We see three kinds of investors when the price spikes. There’s the guy who says, “OK, I bought it at $10 or I bought it at $42, and now it’s $50. It’s going higher, so I’m going to hold it.” If the price falls back, he says, “That’s OK. It’ll go back up someday,” and he might wait 20 years, but you’ll see that. There are other people who say, “I’ll sell it now,” with the expectation that I can buy it back at a much lower price within a few months, because that’s what’s happened in the past. Then there are a third kind of people who say, “Well, I’m going to keep my metal, but I might put a hedge in place to take advantage of any pullback in the spot price.” What we’ve been seeing over the course of the year is a lot of our investors who were saying, “Well, if I see the price at $45, $50, I’m going to sell,” and they’re now saying, “No, I’m not going to sell, because the state of the world that I thought would propel the price to prices above $40, it’s deteriorating at a rate faster than I expected, and it’s worse than I expected.

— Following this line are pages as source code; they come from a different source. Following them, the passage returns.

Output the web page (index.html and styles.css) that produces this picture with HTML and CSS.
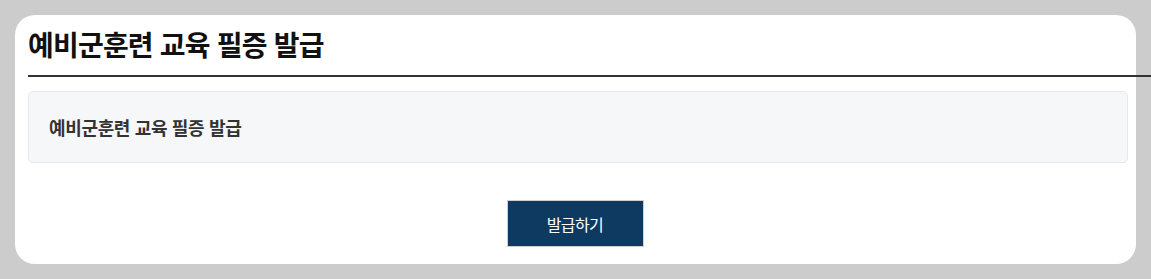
FILE: index.html
```html
<!DOCTYPE html>
<html lang="ko">
<head>
<meta charset="utf-8">
<link rel="stylesheet" href="styles.css">
</head>
<body>
<div class="card">
  <h1 class="title">예비군훈련 교육 필증 발급</h1>
  <div class="info-box">
    <p class="info-text">예비군훈련 교육 필증 발급</p>
  </div>
  <div class="actions">
    <button class="btn-issue" type="button">발급하기</button>
  </div>
</div>
</body>
</html>
```
FILE: styles.css
```css
html, body {
  margin: 0;
  padding: 0;
}
body {
  background: #cccccc;
  font-family: "Noto Sans CJK KR", "Noto Sans", sans-serif;
  padding: 15px 15px 15px 15px;
  overflow: hidden;
}
.card {
  background: #ffffff;
  border-radius: 20px;
  width: 1121px;
  height: 249px;
  box-sizing: border-box;
  padding: 0 8px 0 13px;
}
.title {
  margin: 0 -30px 0 0;
  padding: 11px 0 0 0;
  height: 49px;
  box-sizing: content-box;
  border-bottom: 2px solid #333333;
  font-size: 28px;
  font-weight: 700;
  letter-spacing: -0.8px;
  line-height: 36px;
  color: #111111;
}
.info-box {
  margin-top: 14px;
  height: 72px;
  box-sizing: border-box;
  background: #f6f7f9;
  border: 1px solid #e6e8ec;
  border-radius: 5px;
  display: flex;
  align-items: center;
  padding-left: 20px;
}
.info-text {
  margin: 0;
  font-size: 18px;
  font-weight: 700;
  letter-spacing: -0.35px;
  color: #333333;
}
.actions {
  display: flex;
  justify-content: center;
  padding-top: 37px;
}
.btn-issue {
  width: 137px;
  height: 47px;
  background: #0e3a62;
  border: 1px solid #d0d0d0;
  color: #ffffff;
  font-family: "Noto Sans CJK KR", "Noto Sans", sans-serif;
  font-size: 16px;
  letter-spacing: -0.6px;
  padding: 0;
  margin-left: -6px;
}
```
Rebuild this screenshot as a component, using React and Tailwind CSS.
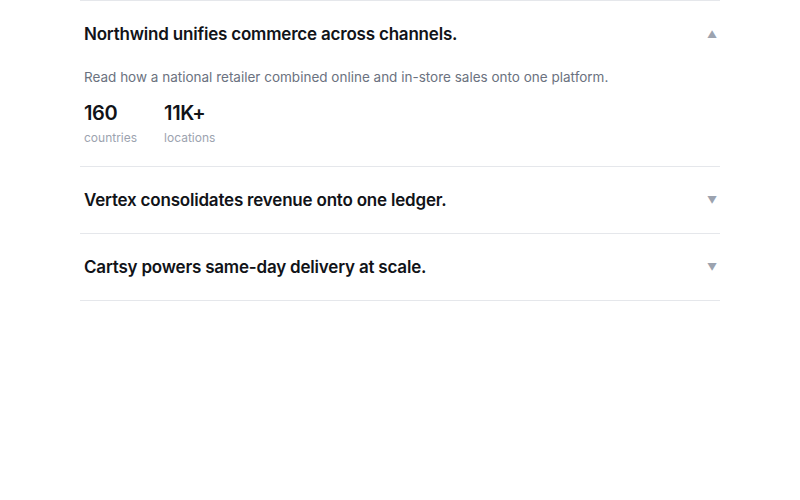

So, I thought, well, things would get bad by 2024, 2025, and the price would spike to $40 or $50, and I’d sell. I’m not going to sell now, because I don’t think this is the end, because I don’t see the economic and political environment getting better.” That’s really the key. So, we’re seeing people start to hold, and we’re seeing fewer people sell, because they’re saying, “OK, if I wait until tomorrow to sell, it looks like I’ll get a higher price, and maybe I should just stop selling and maybe even start buying again.”